[start of Information shown]
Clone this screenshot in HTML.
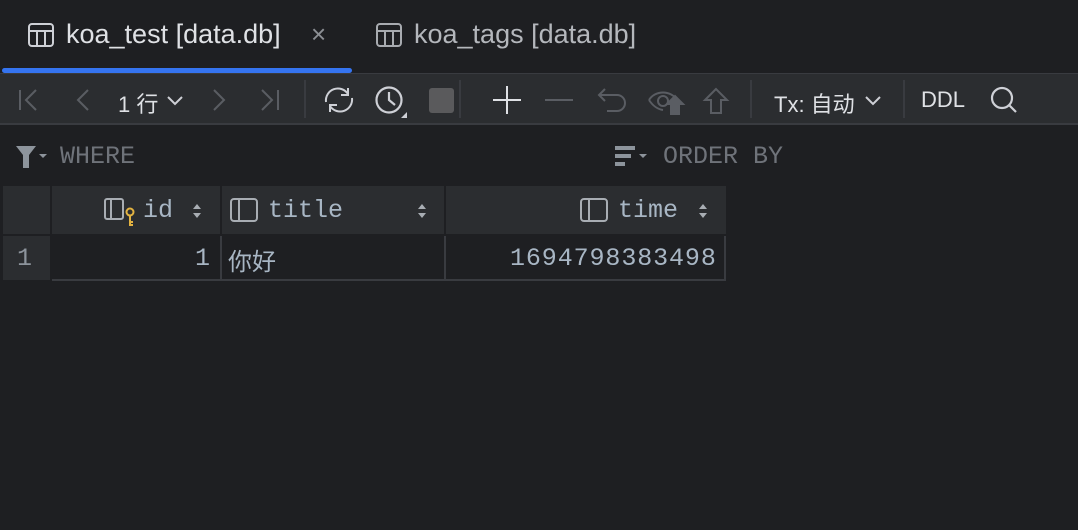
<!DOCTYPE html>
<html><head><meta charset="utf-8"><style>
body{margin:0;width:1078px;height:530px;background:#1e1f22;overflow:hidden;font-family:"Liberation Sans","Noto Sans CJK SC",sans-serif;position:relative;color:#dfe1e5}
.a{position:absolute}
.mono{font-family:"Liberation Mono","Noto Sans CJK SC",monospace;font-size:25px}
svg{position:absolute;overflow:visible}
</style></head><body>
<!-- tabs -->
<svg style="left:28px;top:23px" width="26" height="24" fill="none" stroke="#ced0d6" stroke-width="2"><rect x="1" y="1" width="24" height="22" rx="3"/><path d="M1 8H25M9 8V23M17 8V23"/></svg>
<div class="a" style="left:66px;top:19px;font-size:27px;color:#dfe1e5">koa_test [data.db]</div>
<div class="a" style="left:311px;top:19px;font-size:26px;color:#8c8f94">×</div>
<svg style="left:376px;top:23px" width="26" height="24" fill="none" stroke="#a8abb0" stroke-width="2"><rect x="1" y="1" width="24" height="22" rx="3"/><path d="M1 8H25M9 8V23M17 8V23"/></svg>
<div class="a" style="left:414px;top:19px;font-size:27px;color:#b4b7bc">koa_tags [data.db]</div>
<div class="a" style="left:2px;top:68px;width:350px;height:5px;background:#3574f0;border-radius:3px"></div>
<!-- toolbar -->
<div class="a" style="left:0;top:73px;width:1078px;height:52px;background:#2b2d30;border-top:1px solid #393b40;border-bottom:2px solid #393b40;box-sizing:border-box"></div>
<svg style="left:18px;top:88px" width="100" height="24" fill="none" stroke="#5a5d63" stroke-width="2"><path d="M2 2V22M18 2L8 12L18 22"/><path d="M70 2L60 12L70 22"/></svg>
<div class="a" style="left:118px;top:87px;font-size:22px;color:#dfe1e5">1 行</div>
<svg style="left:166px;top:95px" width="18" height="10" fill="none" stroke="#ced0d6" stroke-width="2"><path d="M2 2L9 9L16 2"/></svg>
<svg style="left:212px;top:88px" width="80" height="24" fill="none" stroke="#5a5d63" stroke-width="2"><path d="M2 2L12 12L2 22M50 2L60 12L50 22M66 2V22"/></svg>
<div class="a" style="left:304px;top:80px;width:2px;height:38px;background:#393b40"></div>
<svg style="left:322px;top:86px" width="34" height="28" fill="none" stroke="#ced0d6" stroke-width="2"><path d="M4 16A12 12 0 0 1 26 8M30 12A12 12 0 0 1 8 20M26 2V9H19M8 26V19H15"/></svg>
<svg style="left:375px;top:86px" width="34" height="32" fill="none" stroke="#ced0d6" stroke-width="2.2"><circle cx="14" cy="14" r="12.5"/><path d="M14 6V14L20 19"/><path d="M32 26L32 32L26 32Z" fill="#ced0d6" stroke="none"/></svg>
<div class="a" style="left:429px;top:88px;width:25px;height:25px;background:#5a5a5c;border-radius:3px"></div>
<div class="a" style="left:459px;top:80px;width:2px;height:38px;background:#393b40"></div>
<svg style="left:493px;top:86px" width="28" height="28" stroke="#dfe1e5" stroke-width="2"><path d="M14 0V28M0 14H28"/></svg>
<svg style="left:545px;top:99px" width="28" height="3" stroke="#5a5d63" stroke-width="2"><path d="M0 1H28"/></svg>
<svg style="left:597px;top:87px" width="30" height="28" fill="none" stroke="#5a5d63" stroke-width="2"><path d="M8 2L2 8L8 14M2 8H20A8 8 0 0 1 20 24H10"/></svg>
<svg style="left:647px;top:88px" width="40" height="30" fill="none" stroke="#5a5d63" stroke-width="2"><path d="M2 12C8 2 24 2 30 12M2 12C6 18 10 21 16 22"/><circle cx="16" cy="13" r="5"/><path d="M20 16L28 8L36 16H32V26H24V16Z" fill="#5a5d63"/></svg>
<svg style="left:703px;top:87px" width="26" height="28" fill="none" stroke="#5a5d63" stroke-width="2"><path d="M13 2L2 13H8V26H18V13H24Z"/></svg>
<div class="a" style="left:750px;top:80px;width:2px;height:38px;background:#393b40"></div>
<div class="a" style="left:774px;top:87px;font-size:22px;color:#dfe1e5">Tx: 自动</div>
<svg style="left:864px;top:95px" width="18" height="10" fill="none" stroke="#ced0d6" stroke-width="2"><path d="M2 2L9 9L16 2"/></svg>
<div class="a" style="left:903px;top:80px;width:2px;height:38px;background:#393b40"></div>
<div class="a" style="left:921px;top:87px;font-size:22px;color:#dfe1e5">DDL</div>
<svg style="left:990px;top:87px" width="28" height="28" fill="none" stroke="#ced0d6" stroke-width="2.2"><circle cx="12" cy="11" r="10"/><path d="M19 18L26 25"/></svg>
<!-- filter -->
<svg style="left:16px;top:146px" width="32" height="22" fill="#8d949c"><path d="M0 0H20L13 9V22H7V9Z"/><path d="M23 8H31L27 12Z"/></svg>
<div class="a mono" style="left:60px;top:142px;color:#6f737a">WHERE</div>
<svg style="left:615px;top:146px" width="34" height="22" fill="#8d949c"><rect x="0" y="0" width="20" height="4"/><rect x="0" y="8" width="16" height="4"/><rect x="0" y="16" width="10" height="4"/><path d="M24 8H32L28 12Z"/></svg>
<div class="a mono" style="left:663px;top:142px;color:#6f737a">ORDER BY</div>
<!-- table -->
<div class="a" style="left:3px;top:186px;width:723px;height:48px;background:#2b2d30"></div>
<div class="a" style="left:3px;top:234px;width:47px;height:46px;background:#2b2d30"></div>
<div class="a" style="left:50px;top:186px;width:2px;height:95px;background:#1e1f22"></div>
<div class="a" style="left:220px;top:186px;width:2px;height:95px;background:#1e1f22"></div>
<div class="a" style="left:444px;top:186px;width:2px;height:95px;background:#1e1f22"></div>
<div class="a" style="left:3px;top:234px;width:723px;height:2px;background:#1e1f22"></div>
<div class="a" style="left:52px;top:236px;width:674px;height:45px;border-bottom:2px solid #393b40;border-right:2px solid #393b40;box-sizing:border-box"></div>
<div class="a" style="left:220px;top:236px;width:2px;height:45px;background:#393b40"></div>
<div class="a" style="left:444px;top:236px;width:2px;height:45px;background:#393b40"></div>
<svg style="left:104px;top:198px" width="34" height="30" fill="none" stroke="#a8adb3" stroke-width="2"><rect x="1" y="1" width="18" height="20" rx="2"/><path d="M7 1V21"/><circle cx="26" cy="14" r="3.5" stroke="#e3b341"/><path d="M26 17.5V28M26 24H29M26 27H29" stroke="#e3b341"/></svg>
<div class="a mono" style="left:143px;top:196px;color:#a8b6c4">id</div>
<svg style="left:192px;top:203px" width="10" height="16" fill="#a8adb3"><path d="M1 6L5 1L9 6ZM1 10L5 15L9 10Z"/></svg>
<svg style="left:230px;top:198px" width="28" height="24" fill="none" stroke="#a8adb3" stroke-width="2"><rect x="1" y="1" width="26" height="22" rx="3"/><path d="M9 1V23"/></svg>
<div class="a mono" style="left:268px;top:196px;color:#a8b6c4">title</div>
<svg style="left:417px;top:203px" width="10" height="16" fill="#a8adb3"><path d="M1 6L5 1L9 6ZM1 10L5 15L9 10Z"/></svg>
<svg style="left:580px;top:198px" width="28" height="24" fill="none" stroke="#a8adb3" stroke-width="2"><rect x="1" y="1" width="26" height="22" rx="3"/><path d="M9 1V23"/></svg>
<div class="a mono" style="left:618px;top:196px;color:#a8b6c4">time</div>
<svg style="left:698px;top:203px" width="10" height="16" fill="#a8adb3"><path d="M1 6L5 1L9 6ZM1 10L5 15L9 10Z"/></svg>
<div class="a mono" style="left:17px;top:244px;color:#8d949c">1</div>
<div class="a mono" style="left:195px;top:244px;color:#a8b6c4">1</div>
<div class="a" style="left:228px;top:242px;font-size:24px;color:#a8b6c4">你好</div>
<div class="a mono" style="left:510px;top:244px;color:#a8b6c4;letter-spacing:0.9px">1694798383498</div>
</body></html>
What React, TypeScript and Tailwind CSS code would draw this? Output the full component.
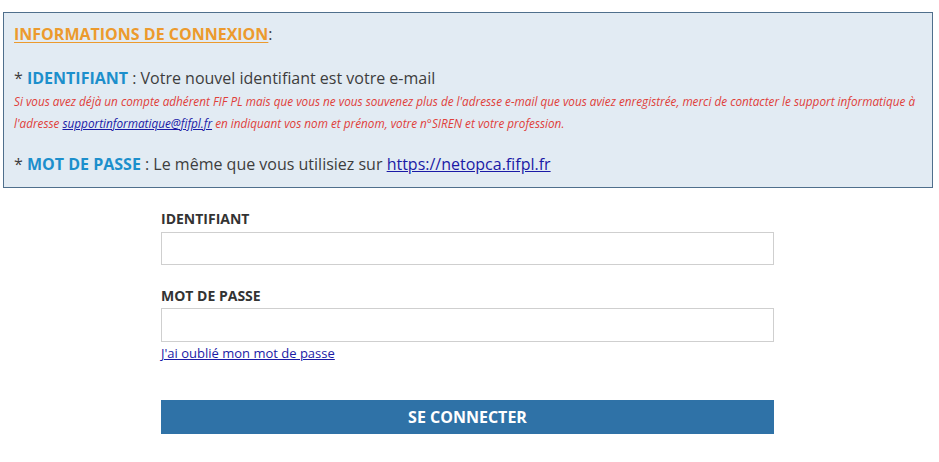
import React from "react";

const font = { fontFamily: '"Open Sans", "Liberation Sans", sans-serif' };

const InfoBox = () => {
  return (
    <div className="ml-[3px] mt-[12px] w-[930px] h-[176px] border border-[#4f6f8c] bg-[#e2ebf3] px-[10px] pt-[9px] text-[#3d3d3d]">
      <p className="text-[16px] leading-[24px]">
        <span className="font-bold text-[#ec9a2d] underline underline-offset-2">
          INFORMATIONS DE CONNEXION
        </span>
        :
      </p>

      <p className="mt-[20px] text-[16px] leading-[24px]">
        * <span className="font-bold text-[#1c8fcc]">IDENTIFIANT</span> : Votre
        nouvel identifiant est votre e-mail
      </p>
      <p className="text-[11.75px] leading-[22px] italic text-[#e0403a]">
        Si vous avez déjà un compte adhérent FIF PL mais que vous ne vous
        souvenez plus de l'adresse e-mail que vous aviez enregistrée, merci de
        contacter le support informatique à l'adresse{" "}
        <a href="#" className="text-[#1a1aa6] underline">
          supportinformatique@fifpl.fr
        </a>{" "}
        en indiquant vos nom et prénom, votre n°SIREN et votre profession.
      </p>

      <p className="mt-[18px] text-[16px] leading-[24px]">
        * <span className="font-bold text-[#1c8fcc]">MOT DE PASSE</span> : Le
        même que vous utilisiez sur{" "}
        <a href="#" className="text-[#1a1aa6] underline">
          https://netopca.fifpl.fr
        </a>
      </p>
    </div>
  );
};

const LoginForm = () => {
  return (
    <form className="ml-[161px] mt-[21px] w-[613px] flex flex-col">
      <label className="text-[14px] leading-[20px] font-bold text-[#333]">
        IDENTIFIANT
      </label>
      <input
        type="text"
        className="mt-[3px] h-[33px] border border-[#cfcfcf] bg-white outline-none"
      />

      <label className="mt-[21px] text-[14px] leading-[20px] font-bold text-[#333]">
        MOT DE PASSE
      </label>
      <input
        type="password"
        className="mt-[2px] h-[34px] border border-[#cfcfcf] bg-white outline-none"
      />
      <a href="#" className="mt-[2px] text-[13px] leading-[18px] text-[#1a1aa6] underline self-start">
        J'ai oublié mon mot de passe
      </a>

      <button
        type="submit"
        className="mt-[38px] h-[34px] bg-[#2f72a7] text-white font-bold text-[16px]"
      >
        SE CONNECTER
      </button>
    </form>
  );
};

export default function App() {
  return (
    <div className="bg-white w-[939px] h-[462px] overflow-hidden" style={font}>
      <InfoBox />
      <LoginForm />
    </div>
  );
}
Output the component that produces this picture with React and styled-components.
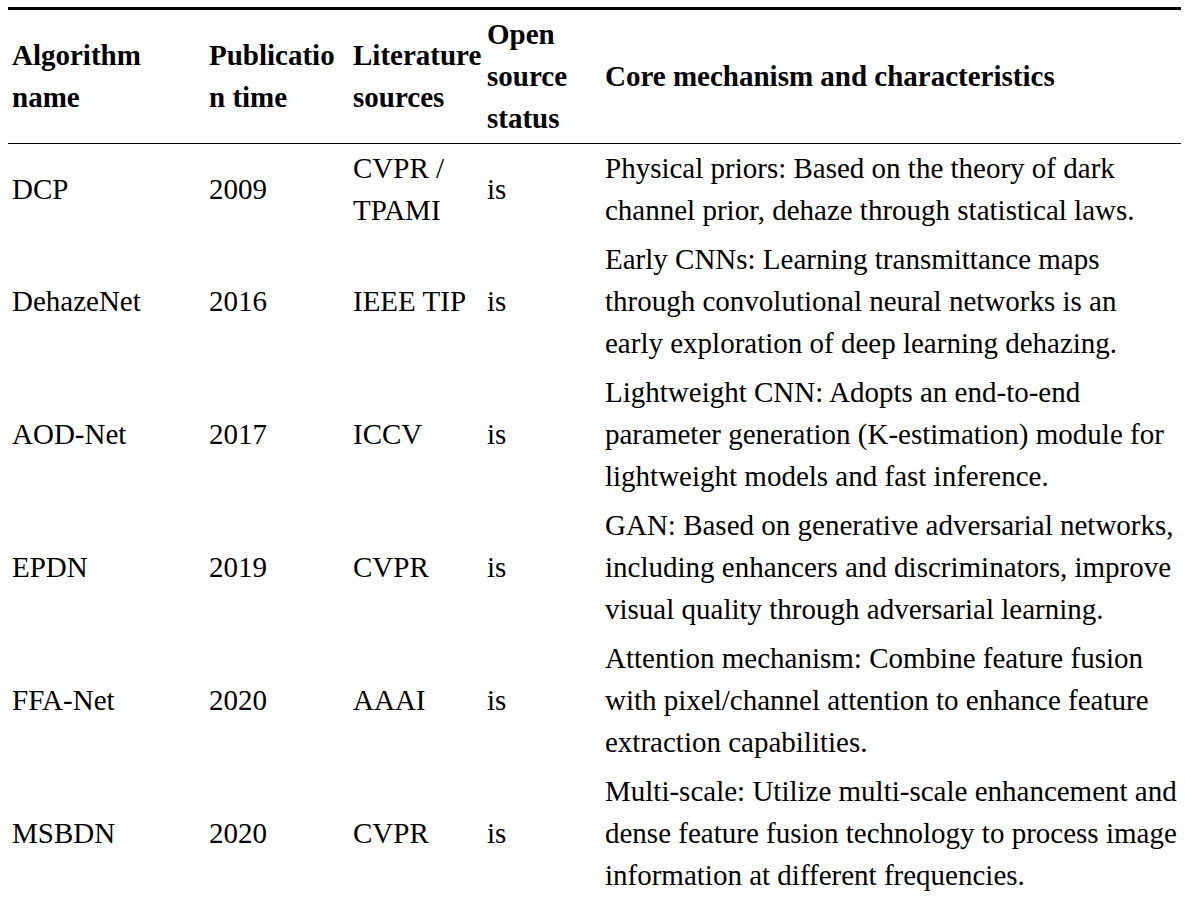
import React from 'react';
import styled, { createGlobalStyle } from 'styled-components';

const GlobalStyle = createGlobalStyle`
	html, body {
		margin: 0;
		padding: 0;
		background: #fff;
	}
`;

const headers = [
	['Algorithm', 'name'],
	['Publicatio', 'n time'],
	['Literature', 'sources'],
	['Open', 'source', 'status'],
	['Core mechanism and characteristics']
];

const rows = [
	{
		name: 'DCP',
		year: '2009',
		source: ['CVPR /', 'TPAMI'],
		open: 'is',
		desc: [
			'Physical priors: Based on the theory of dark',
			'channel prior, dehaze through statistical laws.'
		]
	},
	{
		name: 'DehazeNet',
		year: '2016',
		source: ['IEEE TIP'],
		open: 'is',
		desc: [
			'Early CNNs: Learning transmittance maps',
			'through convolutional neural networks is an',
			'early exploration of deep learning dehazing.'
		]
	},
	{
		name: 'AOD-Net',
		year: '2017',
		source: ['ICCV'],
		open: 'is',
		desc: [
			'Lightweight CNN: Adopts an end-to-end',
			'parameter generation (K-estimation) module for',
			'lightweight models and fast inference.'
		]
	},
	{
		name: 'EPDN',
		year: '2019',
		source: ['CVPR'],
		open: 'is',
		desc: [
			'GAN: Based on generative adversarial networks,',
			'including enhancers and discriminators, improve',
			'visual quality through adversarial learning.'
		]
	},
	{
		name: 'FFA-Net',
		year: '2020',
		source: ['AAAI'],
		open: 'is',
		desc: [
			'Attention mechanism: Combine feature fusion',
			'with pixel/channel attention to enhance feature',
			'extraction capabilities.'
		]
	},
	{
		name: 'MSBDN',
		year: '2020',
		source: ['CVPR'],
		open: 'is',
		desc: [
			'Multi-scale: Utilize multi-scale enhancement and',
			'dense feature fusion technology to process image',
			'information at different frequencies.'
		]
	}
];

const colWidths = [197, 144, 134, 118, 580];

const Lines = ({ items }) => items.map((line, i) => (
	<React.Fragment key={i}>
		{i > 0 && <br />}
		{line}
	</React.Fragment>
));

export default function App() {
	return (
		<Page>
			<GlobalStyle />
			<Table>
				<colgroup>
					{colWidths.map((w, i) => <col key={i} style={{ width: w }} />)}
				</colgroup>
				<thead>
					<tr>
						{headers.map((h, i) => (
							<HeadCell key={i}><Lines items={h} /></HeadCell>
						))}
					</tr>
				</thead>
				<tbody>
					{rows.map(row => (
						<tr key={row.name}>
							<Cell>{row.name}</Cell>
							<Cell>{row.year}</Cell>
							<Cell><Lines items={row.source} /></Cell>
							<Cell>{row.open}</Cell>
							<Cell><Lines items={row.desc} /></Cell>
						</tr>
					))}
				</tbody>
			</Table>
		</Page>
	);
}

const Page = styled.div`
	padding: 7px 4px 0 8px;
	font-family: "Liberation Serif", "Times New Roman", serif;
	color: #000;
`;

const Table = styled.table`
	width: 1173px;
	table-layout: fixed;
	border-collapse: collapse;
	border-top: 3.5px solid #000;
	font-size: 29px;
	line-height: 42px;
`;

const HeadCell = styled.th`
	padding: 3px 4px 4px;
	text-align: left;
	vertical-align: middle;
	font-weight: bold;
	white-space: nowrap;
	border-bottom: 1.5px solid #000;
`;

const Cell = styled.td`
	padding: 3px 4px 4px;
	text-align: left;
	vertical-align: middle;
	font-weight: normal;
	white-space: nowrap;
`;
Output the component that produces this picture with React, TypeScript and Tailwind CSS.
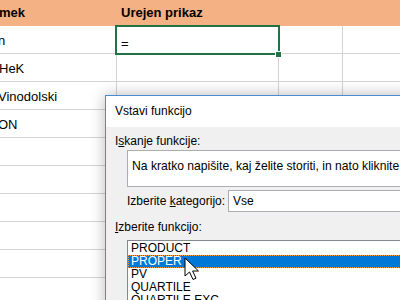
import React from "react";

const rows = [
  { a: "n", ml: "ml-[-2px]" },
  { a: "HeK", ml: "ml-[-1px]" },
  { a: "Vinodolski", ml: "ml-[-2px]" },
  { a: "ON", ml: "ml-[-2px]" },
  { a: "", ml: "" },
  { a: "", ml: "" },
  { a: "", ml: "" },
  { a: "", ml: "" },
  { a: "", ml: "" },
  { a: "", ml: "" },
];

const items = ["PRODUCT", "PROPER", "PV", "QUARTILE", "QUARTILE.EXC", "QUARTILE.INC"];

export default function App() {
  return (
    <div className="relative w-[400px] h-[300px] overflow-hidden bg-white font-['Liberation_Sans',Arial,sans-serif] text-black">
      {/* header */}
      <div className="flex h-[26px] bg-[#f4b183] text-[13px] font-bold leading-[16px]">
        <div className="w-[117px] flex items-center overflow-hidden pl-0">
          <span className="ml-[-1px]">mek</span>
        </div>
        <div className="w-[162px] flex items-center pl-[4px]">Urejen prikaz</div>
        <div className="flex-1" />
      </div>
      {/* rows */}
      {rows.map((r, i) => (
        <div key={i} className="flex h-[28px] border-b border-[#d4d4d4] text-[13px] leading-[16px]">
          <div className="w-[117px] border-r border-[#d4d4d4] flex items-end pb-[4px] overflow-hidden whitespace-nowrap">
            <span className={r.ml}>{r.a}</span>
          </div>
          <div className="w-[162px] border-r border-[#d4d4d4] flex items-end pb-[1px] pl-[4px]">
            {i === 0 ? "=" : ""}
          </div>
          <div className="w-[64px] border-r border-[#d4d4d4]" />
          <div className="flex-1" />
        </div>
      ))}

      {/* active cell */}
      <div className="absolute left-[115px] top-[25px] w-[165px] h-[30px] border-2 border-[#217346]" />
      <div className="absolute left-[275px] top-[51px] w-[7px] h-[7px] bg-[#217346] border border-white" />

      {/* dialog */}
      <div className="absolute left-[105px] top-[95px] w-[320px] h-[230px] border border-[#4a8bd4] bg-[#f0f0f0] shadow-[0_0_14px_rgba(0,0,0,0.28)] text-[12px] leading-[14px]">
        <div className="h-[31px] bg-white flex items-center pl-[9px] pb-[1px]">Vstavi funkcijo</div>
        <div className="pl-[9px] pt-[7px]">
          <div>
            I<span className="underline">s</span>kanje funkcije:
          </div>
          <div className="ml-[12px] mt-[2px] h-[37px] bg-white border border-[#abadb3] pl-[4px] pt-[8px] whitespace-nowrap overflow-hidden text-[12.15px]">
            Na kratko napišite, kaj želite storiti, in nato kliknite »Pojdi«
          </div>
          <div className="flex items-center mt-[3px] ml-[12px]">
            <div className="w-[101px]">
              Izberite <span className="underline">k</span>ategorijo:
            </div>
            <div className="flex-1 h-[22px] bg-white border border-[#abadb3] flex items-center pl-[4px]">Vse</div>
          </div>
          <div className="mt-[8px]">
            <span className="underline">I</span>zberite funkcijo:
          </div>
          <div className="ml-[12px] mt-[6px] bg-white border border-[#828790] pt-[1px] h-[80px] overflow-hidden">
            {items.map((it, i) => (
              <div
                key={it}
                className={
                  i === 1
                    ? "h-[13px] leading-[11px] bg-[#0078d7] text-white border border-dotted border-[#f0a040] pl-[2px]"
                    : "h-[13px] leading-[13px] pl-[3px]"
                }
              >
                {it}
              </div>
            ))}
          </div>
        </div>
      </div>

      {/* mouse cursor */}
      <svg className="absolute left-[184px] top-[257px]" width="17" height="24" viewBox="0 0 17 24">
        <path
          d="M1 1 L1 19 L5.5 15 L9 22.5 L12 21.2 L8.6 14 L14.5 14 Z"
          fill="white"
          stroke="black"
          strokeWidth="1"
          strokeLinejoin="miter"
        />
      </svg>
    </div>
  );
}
[end of Information shown]
### What you have to do
Using the entries above, transcribe every line from the line containing "Output the component that produces this picture with React and" through the line containing "const colWidths = [197, 144, 134, 118, 580];". Do not copy pictures.

### In response
Output the component that produces this picture with React and styled-components.
import React from 'react';
import styled, { createGlobalStyle } from 'styled-components';

const GlobalStyle = createGlobalStyle`
	html, body {
		margin: 0;
		padding: 0;
		background: #fff;
	}
`;

const headers = [
	['Algorithm', 'name'],
	['Publicatio', 'n time'],
	['Literature', 'sources'],
	['Open', 'source', 'status'],
	['Core mechanism and characteristics']
];

const rows = [
	{
		name: 'DCP',
		year: '2009',
		source: ['CVPR /', 'TPAMI'],
		open: 'is',
		desc: [
			'Physical priors: Based on the theory of dark',
			'channel prior, dehaze through statistical laws.'
		]
	},
	{
		name: 'DehazeNet',
		year: '2016',
		source: ['IEEE TIP'],
		open: 'is',
		desc: [
			'Early CNNs: Learning transmittance maps',
			'through convolutional neural networks is an',
			'early exploration of deep learning dehazing.'
		]
	},
	{
		name: 'AOD-Net',
		year: '2017',
		source: ['ICCV'],
		open: 'is',
		desc: [
			'Lightweight CNN: Adopts an end-to-end',
			'parameter generation (K-estimation) module for',
			'lightweight models and fast inference.'
		]
	},
	{
		name: 'EPDN',
		year: '2019',
		source: ['CVPR'],
		open: 'is',
		desc: [
			'GAN: Based on generative adversarial networks,',
			'including enhancers and discriminators, improve',
			'visual quality through adversarial learning.'
		]
	},
	{
		name: 'FFA-Net',
		year: '2020',
		source: ['AAAI'],
		open: 'is',
		desc: [
			'Attention mechanism: Combine feature fusion',
			'with pixel/channel attention to enhance feature',
			'extraction capabilities.'
		]
	},
	{
		name: 'MSBDN',
		year: '2020',
		source: ['CVPR'],
		open: 'is',
		desc: [
			'Multi-scale: Utilize multi-scale enhancement and',
			'dense feature fusion technology to process image',
			'information at different frequencies.'
		]
	}
];

const colWidths = [197, 144, 134, 118, 580];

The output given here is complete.